Cluster 2: Standard employee
- Engage with surveys at an average level
- Approximately 1/4 of the company
- Never absent

Cluster 3: Non-survey participants
- Majority of the company
- Rarely participate in surveys hence hard to track or assess
- Never absent

3.5 2-D Cluster Visualisation

Examine explained variance using Principal Components Analysis.

In [23]:
for i in range(1,4):
    pca = PCA(n_components=i)
    pca.fit(X_scaled)
    
plt.bar(range(len(pca.explained_variance_ratio_)), pca.explained_variance_ratio_, 
        label='Individual', color='skyblue')

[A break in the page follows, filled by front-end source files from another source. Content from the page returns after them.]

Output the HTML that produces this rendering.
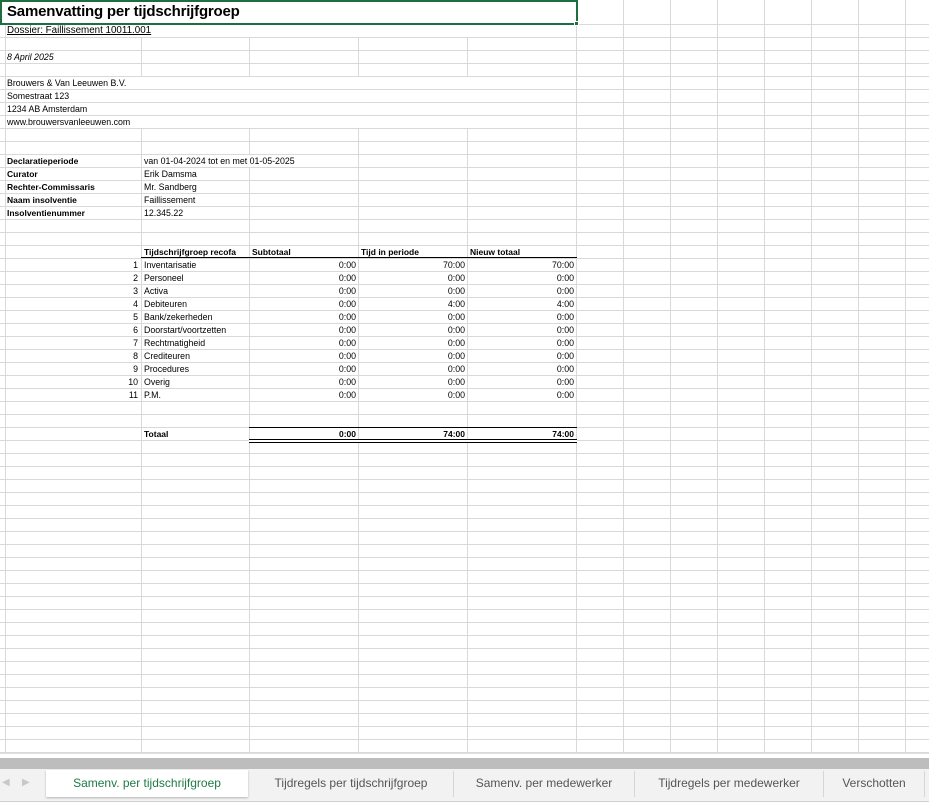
<!DOCTYPE html>
<html><head><meta charset="utf-8"><style>
*{margin:0;padding:0;box-sizing:border-box}
body{width:929px;height:802px;overflow:hidden;background:#fff;font-family:"Liberation Sans",Arial,sans-serif;position:relative;color:#000}
#grid{position:absolute;left:0;top:0;width:929px;height:753px;
background-image:
linear-gradient(to right,transparent 5px,#d9d9d9 5px,#d9d9d9 6px,transparent 6px),
linear-gradient(to right,transparent 141px,#d9d9d9 141px,#d9d9d9 142px,transparent 142px),
linear-gradient(to right,transparent 249px,#d9d9d9 249px,#d9d9d9 250px,transparent 250px),
linear-gradient(to right,transparent 358px,#d9d9d9 358px,#d9d9d9 359px,transparent 359px),
linear-gradient(to right,transparent 467px,#d9d9d9 467px,#d9d9d9 468px,transparent 468px);
}
#h{position:absolute;left:0;top:24px;width:929px;height:729px;background:repeating-linear-gradient(to bottom,#d9d9d9 0,#d9d9d9 1px,transparent 1px,transparent 13px)}
#v2{position:absolute;left:576px;top:0;width:353px;height:753px;background:repeating-linear-gradient(to right,#d9d9d9 0,#d9d9d9 1px,transparent 1px,transparent 47px)}
.w{position:absolute;background:#fff}
.t{position:absolute;font-size:8.8px;line-height:12px;white-space:nowrap}
.b{font-weight:bold}
.r{text-align:right}
</style></head><body>
<div id="grid"></div>
<div id="v2"></div>
<div id="h"></div>
<div class="w" style="left:1px;top:0;width:576px;height:24px"></div>
<div class="w" style="left:6px;top:25px;width:570px;height:12px"></div>
<div class="w" style="left:6px;top:51px;width:134px;height:12px"></div>
<div class="w" style="left:6px;top:77px;width:570px;height:51px"></div>
<div style="position:absolute;left:0;top:89px;width:577px;height:1px;background:#d9d9d9"></div>
<div style="position:absolute;left:0;top:102px;width:577px;height:1px;background:#d9d9d9"></div>
<div style="position:absolute;left:0;top:115px;width:577px;height:1px;background:#d9d9d9"></div>
<div class="w" style="left:142px;top:155px;width:216px;height:12px"></div>
<div style="position:absolute;left:0;top:0;width:578px;height:25px;border:2px solid #1e6e42"></div>
<div style="position:absolute;left:574px;top:21px;width:5px;height:5px;background:#1e6e42;border:1px solid #fff"></div>
<div class="t b" style="left:7px;top:3px;font-size:15px;line-height:18px;letter-spacing:-0.2px">Samenvatting per tijdschrijfgroep</div>
<div class="t" style="left:7px;top:25px;font-size:9.8px;text-decoration:underline">Dossier: Faillissement 10011.001</div>
<div class="t" style="left:7px;top:51px;font-style:italic">8 April 2025</div>
<div class="t" style="left:7px;top:77px">Brouwers &amp; Van Leeuwen B.V.</div>
<div class="t" style="left:7px;top:90px">Somestraat 123</div>
<div class="t" style="left:7px;top:103px">1234 AB Amsterdam</div>
<div class="t" style="left:7px;top:116px">www.brouwersvanleeuwen.com</div>
<div class="t b" style="left:7px;top:155px;font-size:8.5px">Declaratieperiode</div>
<div class="t b" style="left:7px;top:168px;font-size:8.5px">Curator</div>
<div class="t b" style="left:7px;top:181px;font-size:8.5px">Rechter-Commissaris</div>
<div class="t b" style="left:7px;top:194px;font-size:8.5px">Naam insolventie</div>
<div class="t b" style="left:7px;top:207px;font-size:8.5px">Insolventienummer</div>
<div class="t" style="left:144px;top:155px">van 01-04-2024 tot en met 01-05-2025</div>
<div class="t" style="left:144px;top:168px">Erik Damsma</div>
<div class="t" style="left:144px;top:181px">Mr. Sandberg</div>
<div class="t" style="left:144px;top:194px">Faillissement</div>
<div class="t" style="left:144px;top:207px">12.345.22</div>
<div class="t b" style="left:144px;top:246px;font-size:8.5px">Tijdschrijfgroep recofa</div>
<div class="t b" style="left:252px;top:246px;font-size:8.5px">Subtotaal</div>
<div class="t b" style="left:361px;top:246px;font-size:8.5px">Tijd in periode</div>
<div class="t b" style="left:470px;top:246px;font-size:8.5px">Nieuw totaal</div>
<div style="position:absolute;left:141px;top:257px;width:436px;height:1px;background:#000"></div>
<div class="t" style="left:6px;top:259px;width:132px;text-align:right;line-height:13px">1<br>2<br>3<br>4<br>5<br>6<br>7<br>8<br>9<br>10<br>11</div>
<div class="t" style="left:144px;top:259px;line-height:13px">Inventarisatie<br>Personeel<br>Activa<br>Debiteuren<br>Bank/zekerheden<br>Doorstart/voortzetten<br>Rechtmatigheid<br>Crediteuren<br>Procedures<br>Overig<br>P.M.</div>
<div class="t r" style="left:250px;top:259px;width:106px;line-height:13px">0:00<br>0:00<br>0:00<br>0:00<br>0:00<br>0:00<br>0:00<br>0:00<br>0:00<br>0:00<br>0:00</div>
<div class="t r" style="left:359px;top:259px;width:106px;line-height:13px">70:00<br>0:00<br>0:00<br>4:00<br>0:00<br>0:00<br>0:00<br>0:00<br>0:00<br>0:00<br>0:00</div>
<div class="t r" style="left:468px;top:259px;width:106px;line-height:13px">70:00<br>0:00<br>0:00<br>4:00<br>0:00<br>0:00<br>0:00<br>0:00<br>0:00<br>0:00<br>0:00</div>
<div style="position:absolute;left:249px;top:427px;width:328px;height:1px;background:#000"></div>
<div style="position:absolute;left:249px;top:439px;width:328px;height:4px;border-top:1px solid #000;border-bottom:1px solid #000;background:#fff"></div>
<div class="t b" style="left:144px;top:428px;font-size:8.5px">Totaal</div>
<div class="t b r" style="left:250px;top:428px;width:106px;font-size:8.5px">0:00</div>
<div class="t b r" style="left:359px;top:428px;width:106px;font-size:8.5px">74:00</div>
<div class="t b r" style="left:468px;top:428px;width:106px;font-size:8.5px">74:00</div>
<div style="position:absolute;left:0;top:753px;width:929px;height:5px;background:#fff;border-top:1px solid #e0e0e0"></div>
<div style="position:absolute;left:0;top:758px;width:929px;height:11px;background:#bdbdbd"></div>
<div style="position:absolute;left:0;top:769px;width:929px;height:33px;background:#f2f2f2;border-bottom:1px solid #d0d0d0"></div>
<div class="t" style="left:2px;top:777px;font-size:10px;color:#c8c8c8">◀</div>
<div class="t" style="left:22px;top:777px;font-size:10px;color:#c8c8c8">▶</div>
<div style="position:absolute;left:46px;top:770px;width:202px;height:27px;background:#fff;box-shadow:0 1px 2px rgba(0,0,0,.25)"></div>
<div class="t" style="left:46px;top:776px;width:202px;text-align:center;font-size:12px;line-height:14px;color:#1e7a45">Samenv. per tijdschrijfgroep</div>
<div class="t" style="left:249px;top:776px;width:204px;text-align:center;font-size:12px;line-height:14px;color:#555">Tijdregels per tijdschrijfgroep</div>
<div style="position:absolute;left:453px;top:771px;width:1px;height:26px;background:#d6d6d6"></div>
<div class="t" style="left:454px;top:776px;width:180px;text-align:center;font-size:12px;line-height:14px;color:#555">Samenv. per medewerker</div>
<div style="position:absolute;left:634px;top:771px;width:1px;height:26px;background:#d6d6d6"></div>
<div class="t" style="left:635px;top:776px;width:188px;text-align:center;font-size:12px;line-height:14px;color:#555">Tijdregels per medewerker</div>
<div style="position:absolute;left:823px;top:771px;width:1px;height:26px;background:#d6d6d6"></div>
<div class="t" style="left:824px;top:776px;width:100px;text-align:center;font-size:12px;line-height:14px;color:#555">Verschotten</div>
<div style="position:absolute;left:924px;top:771px;width:1px;height:26px;background:#d6d6d6"></div>
</body></html>
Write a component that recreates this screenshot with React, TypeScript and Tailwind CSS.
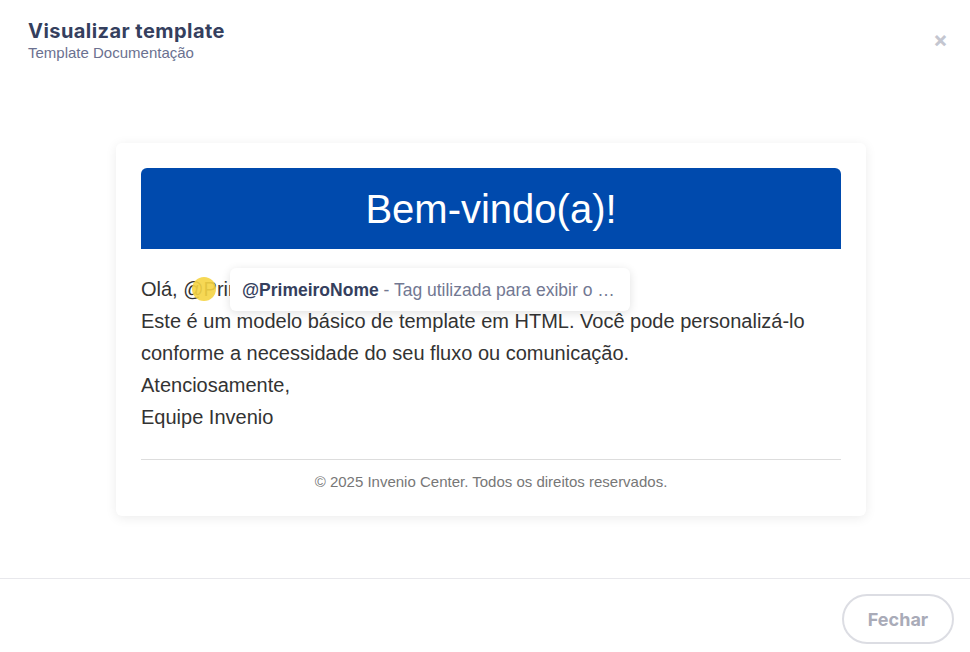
import React from "react";

export default function App() {
  return (
    <div className="w-[970px] h-[652px] bg-white flex flex-col relative overflow-hidden" style={{ fontFamily: "Inter, sans-serif" }}>
      <div className="flex justify-between items-start pl-[28px] pr-[20px] pt-[18px] h-[100px]">
        <div className="flex flex-col">
          <div className="text-[20px] leading-[26px] font-bold text-[#353f5e] tracking-[0.45px]">Visualizar template</div>
          <div className="text-[15px] leading-[18px] text-[#6b7190]" style={{ fontFamily: "'Liberation Sans', Arial, sans-serif" }}>Template Documentação</div>
        </div>
        <button className="text-[#c4c6d0] text-[22px] leading-none mt-[10px] mr-[2px] font-bold">×</button>
      </div>

      <div className="flex-1 flex justify-center pt-[43px] pl-[12px]">
        <div className="w-[750px] h-[373px] bg-white rounded-[6px] shadow-[0_2px_12px_rgba(0,0,0,0.08)] px-[25px] pt-[25px]" style={{ fontFamily: "'Liberation Sans', Arial, sans-serif" }}>
          <div className="h-[81px] bg-[#004aad] rounded-t-[6px] flex items-center justify-center text-white text-[40px]">Bem-vindo(a)!</div>
          <div className="relative pt-[24px] text-[20px] leading-[32px] text-[#333]">
            <div>Olá, @PrimeiroNome</div>
            <div>Este é um modelo básico de template em HTML. Você pode personalizá-lo</div>
            <div>conforme a necessidade do seu fluxo ou comunicação.</div>
            <div>Atenciosamente,</div>
            <div>Equipe Invenio</div>
            <div className="absolute left-[51px] top-[28px] w-[24px] h-[24px] rounded-full bg-[#f5d442] opacity-90"></div>
            <div className="absolute left-[89px] top-[19px] w-[400px] h-[43px] bg-white rounded-[6px] shadow-[0_2px_10px_rgba(0,0,0,0.12)] flex items-center px-[12px] text-[17.5px] whitespace-nowrap overflow-hidden">
              <span className="font-bold text-[#353f5e]">@PrimeiroNome</span>
              <span className="text-[#727892]">&nbsp;- Tag utilizada para exibir o …</span>
            </div>
          </div>
          <div className="mt-[26px] border-t border-[#dddddd] pt-[12px] text-center text-[15px] leading-[20px] text-[#777]">© 2025 Invenio Center. Todos os direitos reservados.</div>
        </div>
      </div>

      <div className="h-[74px] border-t border-[#e8e8ec] flex items-center justify-end pr-[16px] pt-[7px]">
        <button className="w-[112px] h-[50px] rounded-full border-2 border-[#dcdde3] text-[#a9abb8] text-[18px] font-bold">Fechar</button>
      </div>
    </div>
  );
}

plt.plot(range(len(pca.explained_variance_ratio_)), pca.explained_variance_ratio_.cumsum(), 
         label='Cumulative', marker='o')

plt.ylabel('Explained variance (%)', fontsize=12)
plt.xlabel('Principal components', fontsize=12)
plt.show()

Fit with 2 components for 2-D visualisation.

In [24]:
pca = PCA(n_components=2)
pca.fit(X_scaled)
X_2d = pca.transform(X_scaled)
centroids = pca.transform(km.cluster_centers_)

Plot clusters.

In [25]:
width, height = zip(*X_2d)
ratio = round((max(width)-min(width))/(max(height)-min(height)),2)
plt.figure(figsize=(10*ratio,10))

colours = ['m','b','y','g']

for i in range(len(set(y_km))):
    x = X_2d[y_km == i, 0]
    y = X_2d[y_km == i, 1]
    hull = ConvexHull(list(zip(x, y)))
    
    plt.scatter(
        x, y,
        color=colours[i],
        s=50, marker='o', 
        edgecolor='black',
        label='Cluster '+str(i+1)
    )
    
    plt.fill(
        x[hull.vertices], y[hull.vertices], 
        alpha=0.1, color=colours[i]
    )
 
# Centroids
plt.scatter(
    centroids[:, 0], centroids[:, 1],
    s=350, marker='*', c='lightgreen', 
    edgecolor='black',
    label='Centroids'
)

plt.legend()
plt.show()

Unfortunately, despite a relatively high explained variance with two components, the cluster boundaries are difficult to visualise in 2-D.